Interface markup and scripts:
** begin **
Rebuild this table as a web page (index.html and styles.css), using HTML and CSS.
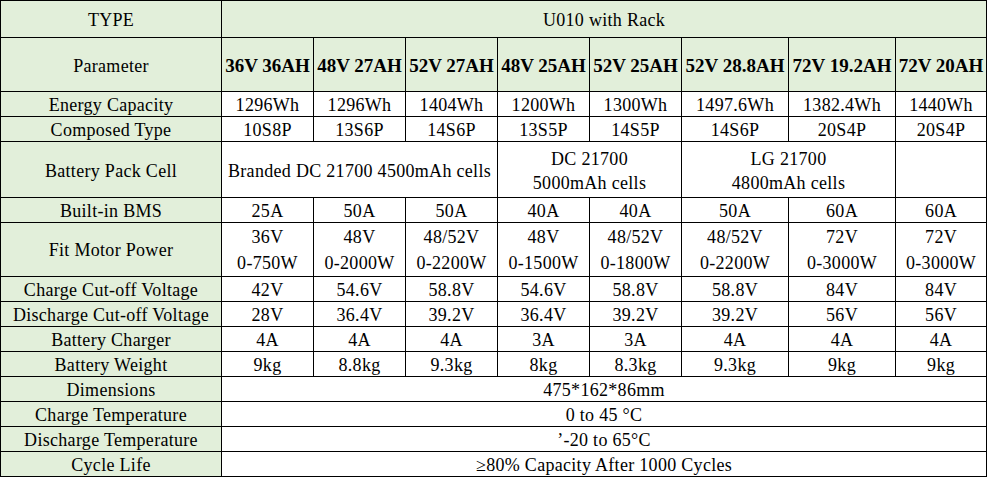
FILE: index.html
```html
<!DOCTYPE html>
<html lang="en">
<head>
    <meta charset="UTF-8">
    <meta name="viewport" content="width=device-width, initial-scale=1.0">
    <title>U010 with Rack - Battery Parameters</title>
    <link rel="stylesheet" href="styles.css">
</head>
<body>
    <table class="spec-table">
        <colgroup>
            <col class="col-label">
            <col class="col-std">
            <col class="col-std">
            <col class="col-std">
            <col class="col-std">
            <col class="col-std">
            <col class="col-wide">
            <col class="col-wide">
            <col class="col-last">
        </colgroup>
        <tbody>
            <tr class="row-type">
                <td class="label">TYPE</td>
                <td class="head" colspan="8">U010 with Rack</td>
            </tr>
            <tr class="row-param">
                <td class="label">Parameter</td>
                <td class="head model">36V 36AH</td>
                <td class="head model">48V 27AH</td>
                <td class="head model">52V 27AH</td>
                <td class="head model">48V 25AH</td>
                <td class="head model">52V 25AH</td>
                <td class="head model">52V 28.8AH</td>
                <td class="head model">72V 19.2AH</td>
                <td class="head model">72V 20AH</td>
            </tr>
            <tr>
                <td class="label">Energy Capacity</td>
                <td>1296Wh</td>
                <td>1296Wh</td>
                <td>1404Wh</td>
                <td>1200Wh</td>
                <td>1300Wh</td>
                <td>1497.6Wh</td>
                <td>1382.4Wh</td>
                <td>1440Wh</td>
            </tr>
            <tr>
                <td class="label">Composed Type</td>
                <td>10S8P</td>
                <td>13S6P</td>
                <td>14S6P</td>
                <td>13S5P</td>
                <td>14S5P</td>
                <td>14S6P</td>
                <td>20S4P</td>
                <td>20S4P</td>
            </tr>
            <tr class="row-cell">
                <td class="label">Battery Pack Cell</td>
                <td colspan="3">Branded DC 21700 4500mAh cells</td>
                <td colspan="2">DC 21700<br>5000mAh cells</td>
                <td colspan="2">LG 21700<br>4800mAh cells</td>
                <td></td>
            </tr>
            <tr>
                <td class="label">Built-in BMS</td>
                <td>25A</td>
                <td>50A</td>
                <td>50A</td>
                <td>40A</td>
                <td>40A</td>
                <td>50A</td>
                <td>60A</td>
                <td>60A</td>
            </tr>
            <tr class="row-motor">
                <td class="label">Fit Motor Power</td>
                <td>36V<br>0-750W</td>
                <td>48V<br>0-2000W</td>
                <td>48/52V<br>0-2200W</td>
                <td>48V<br>0-1500W</td>
                <td>48/52V<br>0-1800W</td>
                <td>48/52V<br>0-2200W</td>
                <td>72V<br>0-3000W</td>
                <td>72V<br>0-3000W</td>
            </tr>
            <tr>
                <td class="label">Charge Cut-off Voltage</td>
                <td>42V</td>
                <td>54.6V</td>
                <td>58.8V</td>
                <td>54.6V</td>
                <td>58.8V</td>
                <td>58.8V</td>
                <td>84V</td>
                <td>84V</td>
            </tr>
            <tr>
                <td class="label">Discharge Cut-off Voltage</td>
                <td>28V</td>
                <td>36.4V</td>
                <td>39.2V</td>
                <td>36.4V</td>
                <td>39.2V</td>
                <td>39.2V</td>
                <td>56V</td>
                <td>56V</td>
            </tr>
            <tr>
                <td class="label">Battery Charger</td>
                <td>4A</td>
                <td>4A</td>
                <td>4A</td>
                <td>3A</td>
                <td>3A</td>
                <td>4A</td>
                <td>4A</td>
                <td>4A</td>
            </tr>
            <tr>
                <td class="label">Battery Weight</td>
                <td>9kg</td>
                <td>8.8kg</td>
                <td>9.3kg</td>
                <td>8kg</td>
                <td>8.3kg</td>
                <td>9.3kg</td>
                <td>9kg</td>
                <td>9kg</td>
            </tr>
            <tr>
                <td class="label">Dimensions</td>
                <td colspan="8">475*162*86mm</td>
            </tr>
            <tr>
                <td class="label">Charge Temperature</td>
                <td colspan="8">0 to 45 °C</td>
            </tr>
            <tr>
                <td class="label">Discharge Temperature</td>
                <td colspan="8">’-20 to 65°C</td>
            </tr>
            <tr>
                <td class="label">Cycle Life</td>
                <td colspan="8">≥80% Capacity After 1000 Cycles</td>
            </tr>
        </tbody>
    </table>
</body>
</html>
```

FILE: styles.css
```css
* {
    margin: 0;
    padding: 0;
    box-sizing: border-box;
}

:root {
    --green: #e2efda;
    --line: #000000;
    --text: #000000;
}

body {
    background-color: white;
    color: var(--text);
    font-family: 'Liberation Serif', 'Times New Roman', serif;
    font-size: 18px;
    letter-spacing: 0.3px;
}

.spec-table {
    width: 987px;
    table-layout: fixed;
    border-collapse: collapse;
    border: 1px solid var(--line);
}

.col-label { width: 221px; }
.col-std { width: 92px; }
.col-wide { width: 107px; }
.col-last { width: 91px; }

.spec-table td {
    border: 1px solid var(--line);
    text-align: center;
    vertical-align: middle;
    height: 25px;
    line-height: 20px;
    padding: 2px 0 0;
    white-space: nowrap;
}

.spec-table .label,
.spec-table .head {
    background-color: var(--green);
}

.model {
    font-weight: bold;
    font-size: 19px;
    letter-spacing: 0;
}

.row-type td {
    height: 37px;
}

.row-param td {
    height: 54px;
}

.row-motor td {
    height: 54px;
    line-height: 26px;
    padding: 1px 0 0;
}

.row-cell td {
    height: 56px;
    line-height: 24px;
}
```
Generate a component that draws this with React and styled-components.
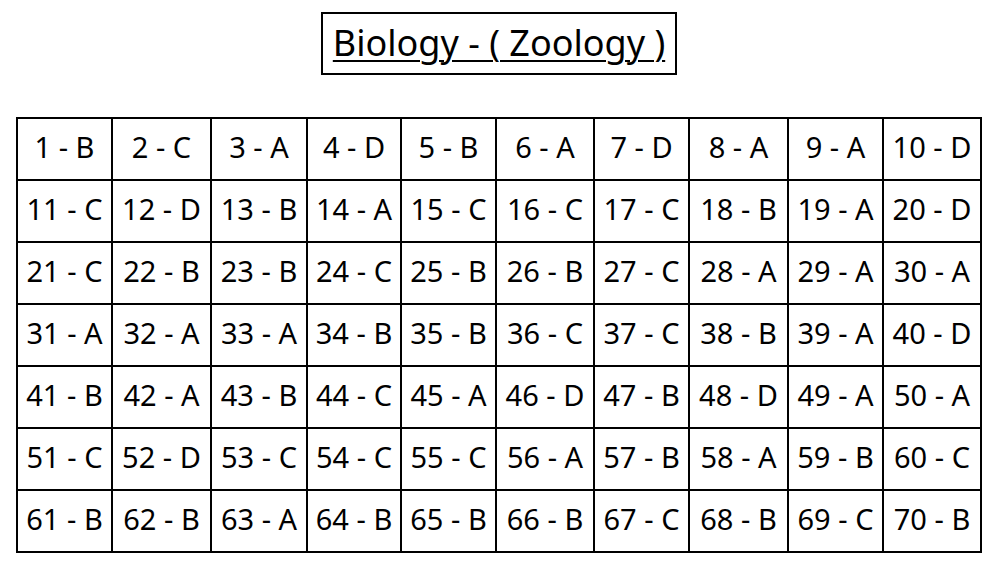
import React from "react";
import styled, { createGlobalStyle } from "styled-components";

const Global = createGlobalStyle`
  html, body { margin: 0; padding: 0; background: #ffffff; }
  body { font-family: "Noto Sans", "Open Sans", sans-serif; color: #000; }
`;

const Page = styled.div`
  width: 966px;
  margin-left: 16px;
  padding-top: 12px;
  display: flex;
  flex-direction: column;
  align-items: center;
  gap: 42px;
`;

const Title = styled.h1`
  margin: 0;
  box-sizing: border-box;
  width: 356px;
  height: 63px;
  padding-bottom: 2px;
  border: 2px solid #000;
  display: flex;
  align-items: center;
  justify-content: center;
  font-size: 36px;
  font-weight: 400;
  line-height: 1;
  text-decoration: underline;
  text-decoration-thickness: 2px;
  text-underline-offset: 4px;
  color: #000;
`;

const Table = styled.table`
  border-collapse: separate;
  border-spacing: 0;
  table-layout: fixed;
  width: 966px;
  border-left: 2px solid #000;
  border-top: 2px solid #000;
`;

const Cell = styled.td`
  box-sizing: border-box;
  height: 62px;
  padding: 0 0 6px 0;
  border-right: 2px solid #000;
  border-bottom: 2px solid #000;
  text-align: center;
  vertical-align: middle;
  white-space: nowrap;
  font-size: 29px;
  line-height: 1;
  color: #000;
`;

const widths = [95, 99, 96, 94, 95, 98, 95, 99, 95, 98];

const answers =
  "BCADBADAAD" +
  "CDBACCCBAD" +
  "CBBCBBCAAA" +
  "AAABBCCBAD" +
  "BABCADBDAA" +
  "CDCCCABABC" +
  "BBABBBCBCB";

export default function App() {
  const rows = [];
  for (let r = 0; r < 7; r++) {
    const cells = [];
    for (let c = 0; c < 10; c++) {
      const n = r * 10 + c + 1;
      cells.push(
        <Cell key={c}>
          {n} - {answers[n - 1]}
        </Cell>
      );
    }
    rows.push(<tr key={r}>{cells}</tr>);
  }
  return (
    <>
      <Global />
      <Page>
        <Title>Biology - ( Zoology )</Title>
        <Table>
          <colgroup>
            {widths.map((w, i) => (
              <col key={i} style={{ width: w }} />
            ))}
          </colgroup>
          <tbody>{rows}</tbody>
        </Table>
      </Page>
    </>
  );
}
** end **
REQUEST → Reproduce every entry exactly, but omit each picture.

THE SOLUTION →
Rebuild this table as a web page (index.html and styles.css), using HTML and CSS.
FILE: index.html
```html
<!DOCTYPE html>
<html lang="en">
<head>
    <meta charset="UTF-8">
    <meta name="viewport" content="width=device-width, initial-scale=1.0">
    <title>U010 with Rack - Battery Parameters</title>
    <link rel="stylesheet" href="styles.css">
</head>
<body>
    <table class="spec-table">
        <colgroup>
            <col class="col-label">
            <col class="col-std">
            <col class="col-std">
            <col class="col-std">
            <col class="col-std">
            <col class="col-std">
            <col class="col-wide">
            <col class="col-wide">
            <col class="col-last">
        </colgroup>
        <tbody>
            <tr class="row-type">
                <td class="label">TYPE</td>
                <td class="head" colspan="8">U010 with Rack</td>
            </tr>
            <tr class="row-param">
                <td class="label">Parameter</td>
                <td class="head model">36V 36AH</td>
                <td class="head model">48V 27AH</td>
                <td class="head model">52V 27AH</td>
                <td class="head model">48V 25AH</td>
                <td class="head model">52V 25AH</td>
                <td class="head model">52V 28.8AH</td>
                <td class="head model">72V 19.2AH</td>
                <td class="head model">72V 20AH</td>
            </tr>
            <tr>
                <td class="label">Energy Capacity</td>
                <td>1296Wh</td>
                <td>1296Wh</td>
                <td>1404Wh</td>
                <td>1200Wh</td>
                <td>1300Wh</td>
                <td>1497.6Wh</td>
                <td>1382.4Wh</td>
                <td>1440Wh</td>
            </tr>
            <tr>
                <td class="label">Composed Type</td>
                <td>10S8P</td>
                <td>13S6P</td>
                <td>14S6P</td>
                <td>13S5P</td>
                <td>14S5P</td>
                <td>14S6P</td>
                <td>20S4P</td>
                <td>20S4P</td>
            </tr>
            <tr class="row-cell">
                <td class="label">Battery Pack Cell</td>
                <td colspan="3">Branded DC 21700 4500mAh cells</td>
                <td colspan="2">DC 21700<br>5000mAh cells</td>
                <td colspan="2">LG 21700<br>4800mAh cells</td>
                <td></td>
            </tr>
            <tr>
                <td class="label">Built-in BMS</td>
                <td>25A</td>
                <td>50A</td>
                <td>50A</td>
                <td>40A</td>
                <td>40A</td>
                <td>50A</td>
                <td>60A</td>
                <td>60A</td>
            </tr>
            <tr class="row-motor">
                <td class="label">Fit Motor Power</td>
                <td>36V<br>0-750W</td>
                <td>48V<br>0-2000W</td>
                <td>48/52V<br>0-2200W</td>
                <td>48V<br>0-1500W</td>
                <td>48/52V<br>0-1800W</td>
                <td>48/52V<br>0-2200W</td>
                <td>72V<br>0-3000W</td>
                <td>72V<br>0-3000W</td>
            </tr>
            <tr>
                <td class="label">Charge Cut-off Voltage</td>
                <td>42V</td>
                <td>54.6V</td>
                <td>58.8V</td>
                <td>54.6V</td>
                <td>58.8V</td>
                <td>58.8V</td>
                <td>84V</td>
                <td>84V</td>
            </tr>
            <tr>
                <td class="label">Discharge Cut-off Voltage</td>
                <td>28V</td>
                <td>36.4V</td>
                <td>39.2V</td>
                <td>36.4V</td>
                <td>39.2V</td>
                <td>39.2V</td>
                <td>56V</td>
                <td>56V</td>
            </tr>
            <tr>
                <td class="label">Battery Charger</td>
                <td>4A</td>
                <td>4A</td>
                <td>4A</td>
                <td>3A</td>
                <td>3A</td>
                <td>4A</td>
                <td>4A</td>
                <td>4A</td>
            </tr>
            <tr>
                <td class="label">Battery Weight</td>
                <td>9kg</td>
                <td>8.8kg</td>
                <td>9.3kg</td>
                <td>8kg</td>
                <td>8.3kg</td>
                <td>9.3kg</td>
                <td>9kg</td>
                <td>9kg</td>
            </tr>
            <tr>
                <td class="label">Dimensions</td>
                <td colspan="8">475*162*86mm</td>
            </tr>
            <tr>
                <td class="label">Charge Temperature</td>
                <td colspan="8">0 to 45 °C</td>
            </tr>
            <tr>
                <td class="label">Discharge Temperature</td>
                <td colspan="8">’-20 to 65°C</td>
            </tr>
            <tr>
                <td class="label">Cycle Life</td>
                <td colspan="8">≥80% Capacity After 1000 Cycles</td>
            </tr>
        </tbody>
    </table>
</body>
</html>
```

FILE: styles.css
```css
* {
    margin: 0;
    padding: 0;
    box-sizing: border-box;
}

:root {
    --green: #e2efda;
    --line: #000000;
    --text: #000000;
}

body {
    background-color: white;
    color: var(--text);
    font-family: 'Liberation Serif', 'Times New Roman', serif;
    font-size: 18px;
    letter-spacing: 0.3px;
}

.spec-table {
    width: 987px;
    table-layout: fixed;
    border-collapse: collapse;
    border: 1px solid var(--line);
}

.col-label { width: 221px; }
.col-std { width: 92px; }
.col-wide { width: 107px; }
.col-last { width: 91px; }

.spec-table td {
    border: 1px solid var(--line);
    text-align: center;
    vertical-align: middle;
    height: 25px;
    line-height: 20px;
    padding: 2px 0 0;
    white-space: nowrap;
}

.spec-table .label,
.spec-table .head {
    background-color: var(--green);
}

.model {
    font-weight: bold;
    font-size: 19px;
    letter-spacing: 0;
}

.row-type td {
    height: 37px;
}

.row-param td {
    height: 54px;
}

.row-motor td {
    height: 54px;
    line-height: 26px;
    padding: 1px 0 0;
}

.row-cell td {
    height: 56px;
    line-height: 24px;
}
```
Generate a component that draws this with React and styled-components.
import React from "react";
import styled, { createGlobalStyle } from "styled-components";

const Global = createGlobalStyle`
  html, body { margin: 0; padding: 0; background: #ffffff; }
  body { font-family: "Noto Sans", "Open Sans", sans-serif; color: #000; }
`;

const Page = styled.div`
  width: 966px;
  margin-left: 16px;
  padding-top: 12px;
  display: flex;
  flex-direction: column;
  align-items: center;
  gap: 42px;
`;

const Title = styled.h1`
  margin: 0;
  box-sizing: border-box;
  width: 356px;
  height: 63px;
  padding-bottom: 2px;
  border: 2px solid #000;
  display: flex;
  align-items: center;
  justify-content: center;
  font-size: 36px;
  font-weight: 400;
  line-height: 1;
  text-decoration: underline;
  text-decoration-thickness: 2px;
  text-underline-offset: 4px;
  color: #000;
`;

const Table = styled.table`
  border-collapse: separate;
  border-spacing: 0;
  table-layout: fixed;
  width: 966px;
  border-left: 2px solid #000;
  border-top: 2px solid #000;
`;

const Cell = styled.td`
  box-sizing: border-box;
  height: 62px;
  padding: 0 0 6px 0;
  border-right: 2px solid #000;
  border-bottom: 2px solid #000;
  text-align: center;
  vertical-align: middle;
  white-space: nowrap;
  font-size: 29px;
  line-height: 1;
  color: #000;
`;

const widths = [95, 99, 96, 94, 95, 98, 95, 99, 95, 98];

const answers =
  "BCADBADAAD" +
  "CDBACCCBAD" +
  "CBBCBBCAAA" +
  "AAABBCCBAD" +
  "BABCADBDAA" +
  "CDCCCABABC" +
  "BBABBBCBCB";

export default function App() {
  const rows = [];
  for (let r = 0; r < 7; r++) {
    const cells = [];
    for (let c = 0; c < 10; c++) {
      const n = r * 10 + c + 1;
      cells.push(
        <Cell key={c}>
          {n} - {answers[n - 1]}
        </Cell>
      );
    }
    rows.push(<tr key={r}>{cells}</tr>);
  }
  return (
    <>
      <Global />
      <Page>
        <Title>Biology - ( Zoology )</Title>
        <Table>
          <colgroup>
            {widths.map((w, i) => (
              <col key={i} style={{ width: w }} />
            ))}
          </colgroup>
          <tbody>{rows}</tbody>
        </Table>
      </Page>
    </>
  );
}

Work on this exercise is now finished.